(Raw records)
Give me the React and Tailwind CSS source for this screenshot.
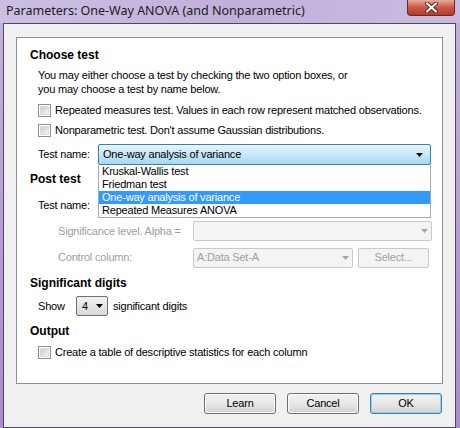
import React from "react";

const Check = ({ label }) => (
  <div className="flex items-center h-[14px] ml-[8px] gap-[4px]">
    <div className="w-[13px] h-[13px] border border-[#8e8f8f] bg-white p-[1px] shrink-0">
      <div className="w-full h-full bg-gradient-to-br from-[#c9ccd1] to-[#f4f4f4] border border-[#dcdcdc]" />
    </div>
    <span>{label}</span>
  </div>
);

const Arrow = ({ color = "#000" }) => (
  <svg width="7" height="4" viewBox="0 0 7 4">
    <path d="M0 0h7L3.5 4z" fill={color} />
  </svg>
);

const Heading = ({ children, className = "" }) => (
  <div className={`h-[14px] flex items-center font-bold text-[12px] tracking-normal ${className}`}>{children}</div>
);

const DisabledCombo = ({ width, text }) => (
  <div
    className={`${width} h-[20px] rounded-[2px] border border-[#c9c9c9] bg-[#f4f4f4] flex items-center px-[3px] text-[#a0a0a0]`}
  >
    <span className="flex-1">{text}</span>
    <Arrow color="#a5a5a5" />
  </div>
);

const WinButton = ({ children, primary }) => (
  <button
    className={`w-[72px] h-[21px] rounded-[3px] border ${
      primary ? "border-[#3c7fb1] shadow-[inset_0_0_0_1px_#8fd2f5]" : "border-[#707070] shadow-[inset_0_0_0_1px_#fcfcfc]"
    } bg-gradient-to-b from-[#f2f2f2] via-[#e8e8e8] to-[#d2d2d2] text-[11px] text-black flex items-center justify-center`}
  >
    {children}
  </button>
);

export default function App() {
  return (
    <div className="w-[460px] h-[428px] overflow-hidden bg-gradient-to-b from-[#c4b2dc] to-[#a98ccb] font-['Liberation_Sans',Arial,sans-serif] text-[11px] text-black flex flex-col">
      {/* Title bar */}
      <div className="h-[23px] flex items-start justify-between bg-gradient-to-r from-[#cdbfe3] via-[#c2b0db] to-[#c9bbe0] shrink-0">
        <div className="pl-[6px] pt-[2px] text-[12.5px] text-[#1b1b1b] font-['Noto_Sans',Arial,sans-serif] leading-[17px]">
          Parameters: One-Way ANOVA (and Nonparametric)
        </div>
        <div className="mr-[5px] w-[48px] h-[16px] rounded-b-[4px] border border-t-0 border-[#6a2a23] bg-gradient-to-b from-[#e9a99c] via-[#c9574a] to-[#b8382a] flex items-center justify-center">
          <svg width="13" height="11" viewBox="0 0 13 11">
            <path d="M2 1.5l9 8M11 1.5l-9 8" stroke="#4a2520" strokeWidth="4" strokeLinecap="round" />
            <path d="M2 1.5l9 8M11 1.5l-9 8" stroke="#fff" strokeWidth="2.2" strokeLinecap="round" />
          </svg>
        </div>
      </div>

      {/* Body */}
      <div className="ml-[3px] mr-[4px] flex-1 border border-[#4d4760] bg-[#f0f0f0] flex flex-col tracking-[-0.2px]">
        <div className="mt-[13px] ml-[12px] w-[427px] h-[347px] border border-[#8e8f8f] bg-white pl-[13px] pt-[10px] flex flex-col">
          <Heading>Choose test</Heading>
          <div className="mt-[6px] ml-[8px] leading-[14px]">
            You may either choose a test by checking the two option boxes, or
            <br />
            you may choose a test by name below.
          </div>
          <div className="mt-[7px]">
            <Check label="Repeated measures test. Values in each row represent matched observations." />
          </div>
          <div className="mt-[6px]">
            <Check label="Nonparametric test. Don't assume Gaussian distributions." />
          </div>

          <div className="mt-[7px] ml-[8px] flex items-center h-[21px]">
            <span className="w-[60px]">Test name:</span>
            <div className="relative w-[333px] h-[21px]">
              <div className="w-full h-full rounded-[2px] border border-[#3c7fb1] bg-gradient-to-b from-[#eaf6fd] via-[#c6e7f9] to-[#a6d8f4] flex items-center pl-[4px] pr-[7px]">
                <span className="flex-1">One-way analysis of variance</span>
                <Arrow />
              </div>
              <div className="absolute left-0 top-full w-full bg-white border border-t-0 border-[#a5acb5] z-10 flex flex-col leading-[13px]">
                <div className="h-[13px] pl-[3px]">Kruskal-Wallis test</div>
                <div className="h-[13px] pl-[3px]">Friedman test</div>
                <div className="h-[13px] pl-[3px] bg-[#3399ff] text-white">One-way analysis of variance</div>
                <div className="h-[13px] pl-[3px]">Repeated Measures ANOVA</div>
              </div>
            </div>
          </div>

          <Heading className="mt-[7px]">Post test</Heading>
          <div className="mt-[9px] ml-[8px] flex items-center h-[21px]">
            <span className="w-[60px]">Test name:</span>
            <div className="w-[333px] h-[21px] rounded-[2px] border border-[#707070] bg-[#f0f0f0]" />
          </div>

          <div className="mt-[5px] ml-[28px] flex items-center h-[20px] text-[#a0a0a0]">
            <span className="w-[135px]">Significance level. Alpha =</span>
            <DisabledCombo width="w-[239px]" text="" />
          </div>

          <div className="mt-[6px] ml-[28px] flex items-center h-[21px] text-[#a0a0a0]">
            <span className="w-[135px]">Control column:</span>
            <DisabledCombo width="w-[160px]" text="A:Data Set-A" />
            <div className="ml-[5px] w-[71px] h-[20px] rounded-[2px] border border-[#c9c9c9] bg-[#f4f4f4] flex items-center justify-center">
              Select...
            </div>
          </div>

          <Heading className="mt-[8px]">Significant digits</Heading>
          <div className="mt-[6px] ml-[8px] flex items-center h-[20px]">
            <span className="w-[38px]">Show</span>
            <div className="w-[32px] h-[20px] rounded-[2px] border border-[#707070] bg-gradient-to-b from-[#f2f2f2] to-[#d9d9d9] flex items-center pl-[5px] pr-[4px]">
              <span className="flex-1">4</span>
              <Arrow />
            </div>
            <span className="ml-[5px]">significant digits</span>
          </div>

          <Heading className="mt-[8px]">Output</Heading>
          <div className="mt-[7px]">
            <Check label="Create a table of descriptive statistics for each column" />
          </div>
        </div>

        <div className="mt-[9px] ml-[200px] flex gap-[11px]">
          <WinButton>Learn</WinButton>
          <WinButton>Cancel</WinButton>
          <WinButton primary>OK</WinButton>
        </div>
      </div>
    </div>
  );
}
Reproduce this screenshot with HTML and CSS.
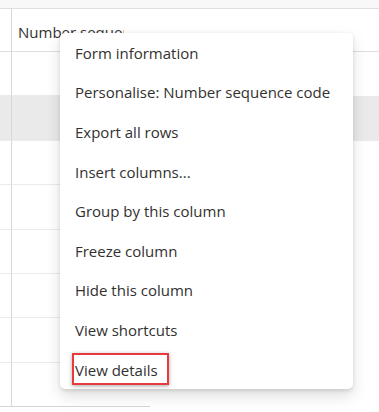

*TASK TO COMPLETE*: Make an exact copy of all the material, but keep the pictures out of it.

*OUTPUT FOR THIS TASK*:
Give me the React and Tailwind CSS source for this screenshot.
import React from "react";

const Check = ({ label }) => (
  <div className="flex items-center h-[14px] ml-[8px] gap-[4px]">
    <div className="w-[13px] h-[13px] border border-[#8e8f8f] bg-white p-[1px] shrink-0">
      <div className="w-full h-full bg-gradient-to-br from-[#c9ccd1] to-[#f4f4f4] border border-[#dcdcdc]" />
    </div>
    <span>{label}</span>
  </div>
);

const Arrow = ({ color = "#000" }) => (
  <svg width="7" height="4" viewBox="0 0 7 4">
    <path d="M0 0h7L3.5 4z" fill={color} />
  </svg>
);

const Heading = ({ children, className = "" }) => (
  <div className={`h-[14px] flex items-center font-bold text-[12px] tracking-normal ${className}`}>{children}</div>
);

const DisabledCombo = ({ width, text }) => (
  <div
    className={`${width} h-[20px] rounded-[2px] border border-[#c9c9c9] bg-[#f4f4f4] flex items-center px-[3px] text-[#a0a0a0]`}
  >
    <span className="flex-1">{text}</span>
    <Arrow color="#a5a5a5" />
  </div>
);

const WinButton = ({ children, primary }) => (
  <button
    className={`w-[72px] h-[21px] rounded-[3px] border ${
      primary ? "border-[#3c7fb1] shadow-[inset_0_0_0_1px_#8fd2f5]" : "border-[#707070] shadow-[inset_0_0_0_1px_#fcfcfc]"
    } bg-gradient-to-b from-[#f2f2f2] via-[#e8e8e8] to-[#d2d2d2] text-[11px] text-black flex items-center justify-center`}
  >
    {children}
  </button>
);

export default function App() {
  return (
    <div className="w-[460px] h-[428px] overflow-hidden bg-gradient-to-b from-[#c4b2dc] to-[#a98ccb] font-['Liberation_Sans',Arial,sans-serif] text-[11px] text-black flex flex-col">
      {/* Title bar */}
      <div className="h-[23px] flex items-start justify-between bg-gradient-to-r from-[#cdbfe3] via-[#c2b0db] to-[#c9bbe0] shrink-0">
        <div className="pl-[6px] pt-[2px] text-[12.5px] text-[#1b1b1b] font-['Noto_Sans',Arial,sans-serif] leading-[17px]">
          Parameters: One-Way ANOVA (and Nonparametric)
        </div>
        <div className="mr-[5px] w-[48px] h-[16px] rounded-b-[4px] border border-t-0 border-[#6a2a23] bg-gradient-to-b from-[#e9a99c] via-[#c9574a] to-[#b8382a] flex items-center justify-center">
          <svg width="13" height="11" viewBox="0 0 13 11">
            <path d="M2 1.5l9 8M11 1.5l-9 8" stroke="#4a2520" strokeWidth="4" strokeLinecap="round" />
            <path d="M2 1.5l9 8M11 1.5l-9 8" stroke="#fff" strokeWidth="2.2" strokeLinecap="round" />
          </svg>
        </div>
      </div>

      {/* Body */}
      <div className="ml-[3px] mr-[4px] flex-1 border border-[#4d4760] bg-[#f0f0f0] flex flex-col tracking-[-0.2px]">
        <div className="mt-[13px] ml-[12px] w-[427px] h-[347px] border border-[#8e8f8f] bg-white pl-[13px] pt-[10px] flex flex-col">
          <Heading>Choose test</Heading>
          <div className="mt-[6px] ml-[8px] leading-[14px]">
            You may either choose a test by checking the two option boxes, or
            <br />
            you may choose a test by name below.
          </div>
          <div className="mt-[7px]">
            <Check label="Repeated measures test. Values in each row represent matched observations." />
          </div>
          <div className="mt-[6px]">
            <Check label="Nonparametric test. Don't assume Gaussian distributions." />
          </div>

          <div className="mt-[7px] ml-[8px] flex items-center h-[21px]">
            <span className="w-[60px]">Test name:</span>
            <div className="relative w-[333px] h-[21px]">
              <div className="w-full h-full rounded-[2px] border border-[#3c7fb1] bg-gradient-to-b from-[#eaf6fd] via-[#c6e7f9] to-[#a6d8f4] flex items-center pl-[4px] pr-[7px]">
                <span className="flex-1">One-way analysis of variance</span>
                <Arrow />
              </div>
              <div className="absolute left-0 top-full w-full bg-white border border-t-0 border-[#a5acb5] z-10 flex flex-col leading-[13px]">
                <div className="h-[13px] pl-[3px]">Kruskal-Wallis test</div>
                <div className="h-[13px] pl-[3px]">Friedman test</div>
                <div className="h-[13px] pl-[3px] bg-[#3399ff] text-white">One-way analysis of variance</div>
                <div className="h-[13px] pl-[3px]">Repeated Measures ANOVA</div>
              </div>
            </div>
          </div>

          <Heading className="mt-[7px]">Post test</Heading>
          <div className="mt-[9px] ml-[8px] flex items-center h-[21px]">
            <span className="w-[60px]">Test name:</span>
            <div className="w-[333px] h-[21px] rounded-[2px] border border-[#707070] bg-[#f0f0f0]" />
          </div>

          <div className="mt-[5px] ml-[28px] flex items-center h-[20px] text-[#a0a0a0]">
            <span className="w-[135px]">Significance level. Alpha =</span>
            <DisabledCombo width="w-[239px]" text="" />
          </div>

          <div className="mt-[6px] ml-[28px] flex items-center h-[21px] text-[#a0a0a0]">
            <span className="w-[135px]">Control column:</span>
            <DisabledCombo width="w-[160px]" text="A:Data Set-A" />
            <div className="ml-[5px] w-[71px] h-[20px] rounded-[2px] border border-[#c9c9c9] bg-[#f4f4f4] flex items-center justify-center">
              Select...
            </div>
          </div>

          <Heading className="mt-[8px]">Significant digits</Heading>
          <div className="mt-[6px] ml-[8px] flex items-center h-[20px]">
            <span className="w-[38px]">Show</span>
            <div className="w-[32px] h-[20px] rounded-[2px] border border-[#707070] bg-gradient-to-b from-[#f2f2f2] to-[#d9d9d9] flex items-center pl-[5px] pr-[4px]">
              <span className="flex-1">4</span>
              <Arrow />
            </div>
            <span className="ml-[5px]">significant digits</span>
          </div>

          <Heading className="mt-[8px]">Output</Heading>
          <div className="mt-[7px]">
            <Check label="Create a table of descriptive statistics for each column" />
          </div>
        </div>

        <div className="mt-[9px] ml-[200px] flex gap-[11px]">
          <WinButton>Learn</WinButton>
          <WinButton>Cancel</WinButton>
          <WinButton primary>OK</WinButton>
        </div>
      </div>
    </div>
  );
}
Reproduce this screenshot with HTML and CSS.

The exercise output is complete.